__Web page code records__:
— Begin —
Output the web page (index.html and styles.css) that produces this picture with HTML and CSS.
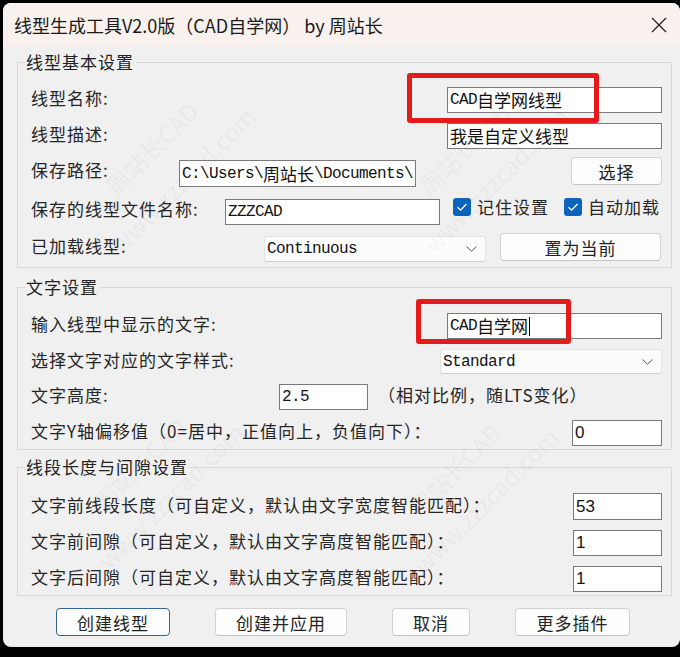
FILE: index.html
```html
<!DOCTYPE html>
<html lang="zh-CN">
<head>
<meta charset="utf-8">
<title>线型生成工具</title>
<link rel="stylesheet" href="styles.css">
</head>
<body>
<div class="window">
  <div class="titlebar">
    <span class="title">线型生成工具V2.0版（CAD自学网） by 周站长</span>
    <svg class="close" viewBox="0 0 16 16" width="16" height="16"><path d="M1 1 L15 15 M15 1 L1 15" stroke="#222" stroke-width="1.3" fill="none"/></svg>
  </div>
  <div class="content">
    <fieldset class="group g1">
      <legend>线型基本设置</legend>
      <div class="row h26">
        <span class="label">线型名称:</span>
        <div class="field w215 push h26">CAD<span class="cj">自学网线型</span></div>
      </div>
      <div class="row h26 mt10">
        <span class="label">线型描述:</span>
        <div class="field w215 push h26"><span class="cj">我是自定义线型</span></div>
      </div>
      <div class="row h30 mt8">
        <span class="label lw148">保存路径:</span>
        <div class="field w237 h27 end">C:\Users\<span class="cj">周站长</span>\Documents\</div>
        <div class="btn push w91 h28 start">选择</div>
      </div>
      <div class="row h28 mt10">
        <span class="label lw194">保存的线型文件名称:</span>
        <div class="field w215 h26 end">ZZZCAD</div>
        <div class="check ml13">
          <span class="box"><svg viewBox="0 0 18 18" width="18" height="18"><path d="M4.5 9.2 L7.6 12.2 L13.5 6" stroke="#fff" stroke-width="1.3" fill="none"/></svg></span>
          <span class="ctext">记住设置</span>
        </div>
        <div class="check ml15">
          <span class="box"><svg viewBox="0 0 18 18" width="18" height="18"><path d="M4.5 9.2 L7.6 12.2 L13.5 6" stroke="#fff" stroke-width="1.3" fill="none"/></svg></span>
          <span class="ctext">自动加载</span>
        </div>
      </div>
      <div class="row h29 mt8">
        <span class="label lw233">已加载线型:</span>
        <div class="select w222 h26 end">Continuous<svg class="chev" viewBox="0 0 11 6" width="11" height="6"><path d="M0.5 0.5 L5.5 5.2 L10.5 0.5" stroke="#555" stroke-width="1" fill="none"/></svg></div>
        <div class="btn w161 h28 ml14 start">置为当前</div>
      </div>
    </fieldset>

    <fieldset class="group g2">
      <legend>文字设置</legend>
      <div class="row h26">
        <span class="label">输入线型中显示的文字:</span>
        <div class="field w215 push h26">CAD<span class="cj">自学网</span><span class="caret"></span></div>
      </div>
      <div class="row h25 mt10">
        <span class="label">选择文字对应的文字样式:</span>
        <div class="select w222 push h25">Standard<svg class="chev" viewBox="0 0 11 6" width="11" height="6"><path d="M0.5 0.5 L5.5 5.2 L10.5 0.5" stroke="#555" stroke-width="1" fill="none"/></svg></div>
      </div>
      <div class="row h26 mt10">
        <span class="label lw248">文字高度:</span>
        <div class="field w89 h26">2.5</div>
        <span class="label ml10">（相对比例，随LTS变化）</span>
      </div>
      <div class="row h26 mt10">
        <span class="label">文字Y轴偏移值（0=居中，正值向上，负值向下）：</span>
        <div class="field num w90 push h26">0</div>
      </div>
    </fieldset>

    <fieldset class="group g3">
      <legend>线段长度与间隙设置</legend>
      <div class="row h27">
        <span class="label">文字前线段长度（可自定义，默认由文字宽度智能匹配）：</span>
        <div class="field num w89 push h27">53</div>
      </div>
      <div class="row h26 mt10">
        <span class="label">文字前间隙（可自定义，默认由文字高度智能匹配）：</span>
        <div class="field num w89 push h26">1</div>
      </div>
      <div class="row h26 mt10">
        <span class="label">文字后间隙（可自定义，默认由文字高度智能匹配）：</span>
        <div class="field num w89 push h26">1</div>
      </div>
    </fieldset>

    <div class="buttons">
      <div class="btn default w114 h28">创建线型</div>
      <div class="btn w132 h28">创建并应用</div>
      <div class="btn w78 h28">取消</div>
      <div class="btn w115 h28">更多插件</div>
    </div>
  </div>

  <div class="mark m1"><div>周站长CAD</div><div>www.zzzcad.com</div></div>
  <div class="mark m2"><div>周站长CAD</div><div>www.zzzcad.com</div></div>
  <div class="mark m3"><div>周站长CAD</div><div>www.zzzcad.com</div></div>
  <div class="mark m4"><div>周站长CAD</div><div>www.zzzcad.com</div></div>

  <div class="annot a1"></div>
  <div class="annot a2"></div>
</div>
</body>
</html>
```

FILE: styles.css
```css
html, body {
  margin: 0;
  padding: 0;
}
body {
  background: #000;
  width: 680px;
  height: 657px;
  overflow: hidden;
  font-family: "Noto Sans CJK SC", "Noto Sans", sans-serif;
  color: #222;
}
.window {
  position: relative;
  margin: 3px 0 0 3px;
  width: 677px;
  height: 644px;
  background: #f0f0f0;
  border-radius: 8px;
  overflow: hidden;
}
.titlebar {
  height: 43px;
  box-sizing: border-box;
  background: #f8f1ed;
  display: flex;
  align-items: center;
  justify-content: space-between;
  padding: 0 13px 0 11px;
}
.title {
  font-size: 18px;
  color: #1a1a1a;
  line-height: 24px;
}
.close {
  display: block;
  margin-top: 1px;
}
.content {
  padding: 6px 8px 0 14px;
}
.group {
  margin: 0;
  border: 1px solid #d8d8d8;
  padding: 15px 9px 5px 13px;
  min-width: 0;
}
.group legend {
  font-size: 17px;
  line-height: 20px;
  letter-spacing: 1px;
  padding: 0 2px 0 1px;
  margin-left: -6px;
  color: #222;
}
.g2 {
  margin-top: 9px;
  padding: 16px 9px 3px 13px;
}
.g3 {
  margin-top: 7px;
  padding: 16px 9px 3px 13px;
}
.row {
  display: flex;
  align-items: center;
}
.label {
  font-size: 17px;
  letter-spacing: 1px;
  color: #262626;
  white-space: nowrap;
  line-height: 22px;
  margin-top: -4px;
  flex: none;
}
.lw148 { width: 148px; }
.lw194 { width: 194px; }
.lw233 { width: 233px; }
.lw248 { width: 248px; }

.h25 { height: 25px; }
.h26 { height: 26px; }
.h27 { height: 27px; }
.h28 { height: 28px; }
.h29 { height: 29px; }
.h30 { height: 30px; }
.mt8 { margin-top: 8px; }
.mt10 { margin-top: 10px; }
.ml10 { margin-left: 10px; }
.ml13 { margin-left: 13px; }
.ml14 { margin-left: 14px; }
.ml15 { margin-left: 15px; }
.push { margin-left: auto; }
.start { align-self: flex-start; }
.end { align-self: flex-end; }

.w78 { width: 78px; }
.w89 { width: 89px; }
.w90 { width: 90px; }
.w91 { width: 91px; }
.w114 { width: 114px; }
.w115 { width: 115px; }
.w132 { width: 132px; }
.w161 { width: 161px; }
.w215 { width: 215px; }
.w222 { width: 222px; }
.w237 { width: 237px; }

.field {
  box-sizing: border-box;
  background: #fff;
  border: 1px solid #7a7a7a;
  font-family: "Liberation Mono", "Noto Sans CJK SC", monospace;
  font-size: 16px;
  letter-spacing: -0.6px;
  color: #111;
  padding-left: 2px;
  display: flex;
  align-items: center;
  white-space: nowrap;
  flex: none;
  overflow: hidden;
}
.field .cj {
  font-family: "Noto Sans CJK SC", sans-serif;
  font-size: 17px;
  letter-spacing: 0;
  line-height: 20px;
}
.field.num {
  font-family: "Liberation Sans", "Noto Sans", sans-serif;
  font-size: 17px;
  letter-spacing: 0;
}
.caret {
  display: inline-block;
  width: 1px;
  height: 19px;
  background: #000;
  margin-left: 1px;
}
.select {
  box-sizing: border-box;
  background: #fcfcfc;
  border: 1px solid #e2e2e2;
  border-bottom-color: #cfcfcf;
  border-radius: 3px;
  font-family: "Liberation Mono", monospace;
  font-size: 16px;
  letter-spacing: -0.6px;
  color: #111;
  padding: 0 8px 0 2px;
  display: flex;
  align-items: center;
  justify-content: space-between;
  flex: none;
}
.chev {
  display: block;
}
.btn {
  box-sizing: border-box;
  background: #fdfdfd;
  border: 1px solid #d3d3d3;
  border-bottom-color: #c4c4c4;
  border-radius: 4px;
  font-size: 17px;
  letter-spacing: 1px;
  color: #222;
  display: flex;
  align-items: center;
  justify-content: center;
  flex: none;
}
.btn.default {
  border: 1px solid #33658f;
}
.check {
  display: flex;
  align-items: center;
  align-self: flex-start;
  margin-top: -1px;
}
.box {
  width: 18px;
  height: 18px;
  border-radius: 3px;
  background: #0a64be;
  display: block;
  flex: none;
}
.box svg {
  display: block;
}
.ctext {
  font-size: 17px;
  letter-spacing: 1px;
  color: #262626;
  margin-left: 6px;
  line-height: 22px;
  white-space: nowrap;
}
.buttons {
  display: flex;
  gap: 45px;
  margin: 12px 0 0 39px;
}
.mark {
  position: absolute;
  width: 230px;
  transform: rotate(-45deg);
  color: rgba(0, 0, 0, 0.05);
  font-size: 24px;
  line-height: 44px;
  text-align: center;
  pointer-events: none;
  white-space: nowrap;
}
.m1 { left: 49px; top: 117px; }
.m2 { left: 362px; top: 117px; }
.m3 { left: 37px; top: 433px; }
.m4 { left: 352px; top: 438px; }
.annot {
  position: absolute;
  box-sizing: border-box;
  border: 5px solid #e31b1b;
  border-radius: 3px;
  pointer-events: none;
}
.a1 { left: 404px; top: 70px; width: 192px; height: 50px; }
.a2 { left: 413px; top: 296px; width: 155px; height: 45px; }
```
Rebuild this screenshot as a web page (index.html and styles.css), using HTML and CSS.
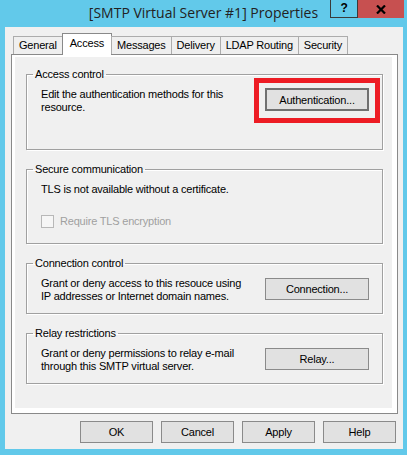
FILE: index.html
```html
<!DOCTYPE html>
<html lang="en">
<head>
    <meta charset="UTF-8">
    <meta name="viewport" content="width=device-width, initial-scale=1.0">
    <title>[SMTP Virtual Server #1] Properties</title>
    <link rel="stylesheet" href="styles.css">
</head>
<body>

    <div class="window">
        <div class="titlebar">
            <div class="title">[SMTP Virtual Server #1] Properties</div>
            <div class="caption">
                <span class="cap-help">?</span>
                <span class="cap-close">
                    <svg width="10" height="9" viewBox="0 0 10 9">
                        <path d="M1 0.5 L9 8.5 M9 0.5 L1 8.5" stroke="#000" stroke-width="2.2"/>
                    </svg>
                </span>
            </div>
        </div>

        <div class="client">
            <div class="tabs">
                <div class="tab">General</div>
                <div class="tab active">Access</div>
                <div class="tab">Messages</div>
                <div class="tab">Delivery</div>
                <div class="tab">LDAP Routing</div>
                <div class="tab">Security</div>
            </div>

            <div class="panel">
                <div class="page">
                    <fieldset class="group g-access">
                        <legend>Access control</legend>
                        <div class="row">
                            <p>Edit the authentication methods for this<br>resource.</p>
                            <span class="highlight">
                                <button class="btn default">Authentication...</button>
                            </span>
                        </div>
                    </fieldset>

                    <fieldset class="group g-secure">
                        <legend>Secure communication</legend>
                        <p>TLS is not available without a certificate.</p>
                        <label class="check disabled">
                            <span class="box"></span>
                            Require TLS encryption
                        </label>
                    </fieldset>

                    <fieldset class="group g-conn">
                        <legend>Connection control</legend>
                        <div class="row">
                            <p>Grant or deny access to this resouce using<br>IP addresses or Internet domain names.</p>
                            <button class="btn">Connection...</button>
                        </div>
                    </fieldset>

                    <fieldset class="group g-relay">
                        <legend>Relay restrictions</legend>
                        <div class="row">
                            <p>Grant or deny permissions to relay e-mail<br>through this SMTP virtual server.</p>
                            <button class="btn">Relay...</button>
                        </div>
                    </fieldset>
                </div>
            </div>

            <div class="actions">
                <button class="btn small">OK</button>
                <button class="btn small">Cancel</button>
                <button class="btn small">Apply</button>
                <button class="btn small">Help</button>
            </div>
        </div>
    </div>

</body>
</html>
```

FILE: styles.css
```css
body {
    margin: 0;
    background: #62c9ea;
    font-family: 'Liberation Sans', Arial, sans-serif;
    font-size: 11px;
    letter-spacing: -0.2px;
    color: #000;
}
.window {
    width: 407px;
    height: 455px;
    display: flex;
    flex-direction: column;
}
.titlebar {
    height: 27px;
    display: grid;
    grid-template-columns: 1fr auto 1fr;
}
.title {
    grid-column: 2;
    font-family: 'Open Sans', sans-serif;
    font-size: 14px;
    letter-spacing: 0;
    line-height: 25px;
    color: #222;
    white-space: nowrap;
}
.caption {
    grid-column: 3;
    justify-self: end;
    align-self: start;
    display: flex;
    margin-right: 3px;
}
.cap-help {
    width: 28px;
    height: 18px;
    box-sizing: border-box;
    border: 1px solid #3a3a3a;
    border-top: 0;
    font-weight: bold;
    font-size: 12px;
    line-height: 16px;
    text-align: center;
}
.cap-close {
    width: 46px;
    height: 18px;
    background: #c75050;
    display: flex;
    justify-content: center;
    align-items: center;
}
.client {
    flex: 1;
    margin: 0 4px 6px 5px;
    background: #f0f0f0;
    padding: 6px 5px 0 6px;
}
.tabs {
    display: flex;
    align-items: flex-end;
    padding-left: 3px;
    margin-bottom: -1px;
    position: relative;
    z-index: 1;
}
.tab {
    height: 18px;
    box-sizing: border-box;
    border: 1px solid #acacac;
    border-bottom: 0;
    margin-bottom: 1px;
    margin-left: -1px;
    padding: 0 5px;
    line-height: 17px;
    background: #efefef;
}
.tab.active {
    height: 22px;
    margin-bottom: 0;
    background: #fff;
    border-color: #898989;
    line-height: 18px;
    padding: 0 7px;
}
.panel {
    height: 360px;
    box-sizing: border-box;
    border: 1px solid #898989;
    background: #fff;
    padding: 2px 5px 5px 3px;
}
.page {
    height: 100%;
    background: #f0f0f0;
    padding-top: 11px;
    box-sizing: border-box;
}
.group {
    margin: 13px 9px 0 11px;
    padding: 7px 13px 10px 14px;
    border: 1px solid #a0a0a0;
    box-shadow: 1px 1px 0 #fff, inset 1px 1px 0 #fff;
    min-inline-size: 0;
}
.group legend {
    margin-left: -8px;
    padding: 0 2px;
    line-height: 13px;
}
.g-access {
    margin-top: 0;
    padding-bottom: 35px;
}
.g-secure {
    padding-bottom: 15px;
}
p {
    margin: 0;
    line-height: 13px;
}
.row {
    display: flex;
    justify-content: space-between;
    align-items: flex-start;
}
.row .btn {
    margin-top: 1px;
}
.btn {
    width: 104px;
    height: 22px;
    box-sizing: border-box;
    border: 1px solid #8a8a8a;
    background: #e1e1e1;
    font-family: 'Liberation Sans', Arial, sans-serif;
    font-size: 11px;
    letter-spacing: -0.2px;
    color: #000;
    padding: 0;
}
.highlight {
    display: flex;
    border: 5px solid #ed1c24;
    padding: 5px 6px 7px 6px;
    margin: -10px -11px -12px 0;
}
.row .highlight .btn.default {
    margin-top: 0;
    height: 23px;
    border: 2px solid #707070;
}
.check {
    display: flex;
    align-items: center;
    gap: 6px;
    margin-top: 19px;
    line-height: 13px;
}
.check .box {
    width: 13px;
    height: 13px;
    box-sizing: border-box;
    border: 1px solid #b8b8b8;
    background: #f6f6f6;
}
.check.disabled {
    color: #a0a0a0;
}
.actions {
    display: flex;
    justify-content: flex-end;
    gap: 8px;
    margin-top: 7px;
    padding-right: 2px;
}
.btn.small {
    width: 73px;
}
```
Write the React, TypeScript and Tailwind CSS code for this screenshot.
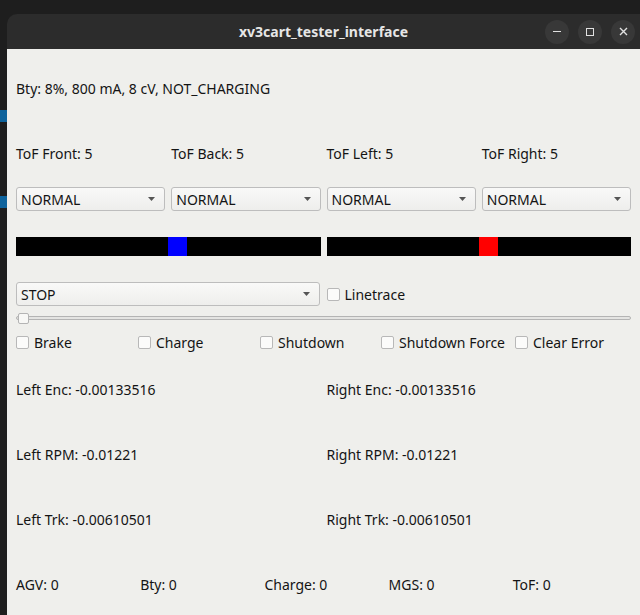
— End —
__WRITTEN EXERCISE__: Copy each line above where the string "index" occurs.

__EXPECTED ANSWER__:
Output the web page (index.html and styles.css) that produces this picture with HTML and CSS.
FILE: index.html
Rebuild this screenshot as a web page (index.html and styles.css), using HTML and CSS.
FILE: index.html
    z-index: 1;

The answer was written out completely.